SUPPLIED MATERIAL:
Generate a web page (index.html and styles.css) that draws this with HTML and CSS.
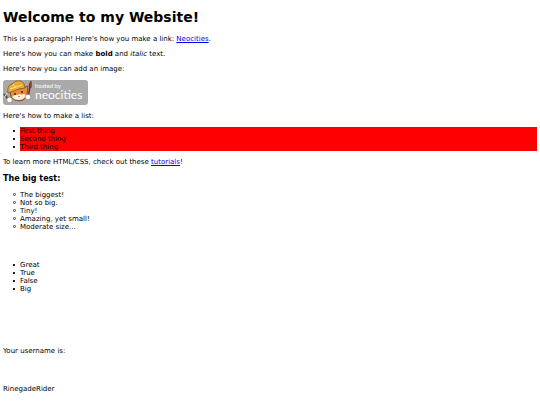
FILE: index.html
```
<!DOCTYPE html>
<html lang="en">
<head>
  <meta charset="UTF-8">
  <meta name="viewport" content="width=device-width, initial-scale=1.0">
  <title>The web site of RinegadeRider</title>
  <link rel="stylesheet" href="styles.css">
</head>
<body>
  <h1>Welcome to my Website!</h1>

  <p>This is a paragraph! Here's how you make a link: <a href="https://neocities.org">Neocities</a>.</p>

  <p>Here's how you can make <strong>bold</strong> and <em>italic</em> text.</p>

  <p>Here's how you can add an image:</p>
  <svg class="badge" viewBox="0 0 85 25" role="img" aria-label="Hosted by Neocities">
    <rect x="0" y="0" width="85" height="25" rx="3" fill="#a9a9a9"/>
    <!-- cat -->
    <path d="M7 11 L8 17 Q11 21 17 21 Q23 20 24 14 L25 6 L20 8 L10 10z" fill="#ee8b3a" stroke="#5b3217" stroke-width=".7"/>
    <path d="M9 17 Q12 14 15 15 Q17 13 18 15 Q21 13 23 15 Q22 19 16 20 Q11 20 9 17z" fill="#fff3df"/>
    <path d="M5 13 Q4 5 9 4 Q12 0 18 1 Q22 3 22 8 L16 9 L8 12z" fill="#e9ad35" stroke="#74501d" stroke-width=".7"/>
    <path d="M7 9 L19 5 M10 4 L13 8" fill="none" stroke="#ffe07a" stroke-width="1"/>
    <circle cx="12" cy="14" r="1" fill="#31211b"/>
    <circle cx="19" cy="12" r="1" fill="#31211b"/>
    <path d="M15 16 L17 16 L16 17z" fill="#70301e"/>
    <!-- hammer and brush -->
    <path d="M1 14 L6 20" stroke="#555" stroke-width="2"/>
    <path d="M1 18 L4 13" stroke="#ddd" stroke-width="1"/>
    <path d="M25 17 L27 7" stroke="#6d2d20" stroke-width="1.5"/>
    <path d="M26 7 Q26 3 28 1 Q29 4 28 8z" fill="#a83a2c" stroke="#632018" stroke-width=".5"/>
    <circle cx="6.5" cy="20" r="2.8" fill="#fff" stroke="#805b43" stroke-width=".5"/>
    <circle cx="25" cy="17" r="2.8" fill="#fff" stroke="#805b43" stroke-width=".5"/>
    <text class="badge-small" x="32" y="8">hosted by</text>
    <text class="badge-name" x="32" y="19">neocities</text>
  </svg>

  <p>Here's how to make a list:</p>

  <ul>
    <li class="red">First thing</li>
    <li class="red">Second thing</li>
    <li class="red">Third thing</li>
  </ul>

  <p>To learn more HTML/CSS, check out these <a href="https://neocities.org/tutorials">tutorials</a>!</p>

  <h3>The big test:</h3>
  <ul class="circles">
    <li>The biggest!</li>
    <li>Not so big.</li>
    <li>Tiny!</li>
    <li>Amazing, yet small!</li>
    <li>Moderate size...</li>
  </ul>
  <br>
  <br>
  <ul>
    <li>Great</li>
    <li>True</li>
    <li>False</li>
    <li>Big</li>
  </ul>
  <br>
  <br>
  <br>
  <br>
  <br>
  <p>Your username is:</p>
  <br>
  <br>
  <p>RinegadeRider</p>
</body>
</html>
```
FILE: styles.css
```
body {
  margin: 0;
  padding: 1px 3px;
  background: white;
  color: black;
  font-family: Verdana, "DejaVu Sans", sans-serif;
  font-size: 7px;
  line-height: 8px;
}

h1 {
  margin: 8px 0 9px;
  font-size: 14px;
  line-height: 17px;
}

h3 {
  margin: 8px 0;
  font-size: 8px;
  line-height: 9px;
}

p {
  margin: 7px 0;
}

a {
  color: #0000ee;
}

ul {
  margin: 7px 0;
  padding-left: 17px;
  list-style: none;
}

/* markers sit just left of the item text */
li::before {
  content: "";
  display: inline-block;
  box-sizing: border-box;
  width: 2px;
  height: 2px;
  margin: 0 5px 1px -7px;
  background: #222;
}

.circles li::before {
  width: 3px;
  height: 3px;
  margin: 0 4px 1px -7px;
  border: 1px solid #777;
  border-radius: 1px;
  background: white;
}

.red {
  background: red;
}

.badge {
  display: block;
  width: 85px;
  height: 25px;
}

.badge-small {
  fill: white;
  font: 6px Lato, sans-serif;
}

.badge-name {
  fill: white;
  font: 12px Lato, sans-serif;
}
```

WHAT YOU NEED TO DO:
Search the data for the string "index". List each line that has it.

RESPONSE FOR THIS EXERCISE:
Generate a web page (index.html and styles.css) that draws this with HTML and CSS.
FILE: index.html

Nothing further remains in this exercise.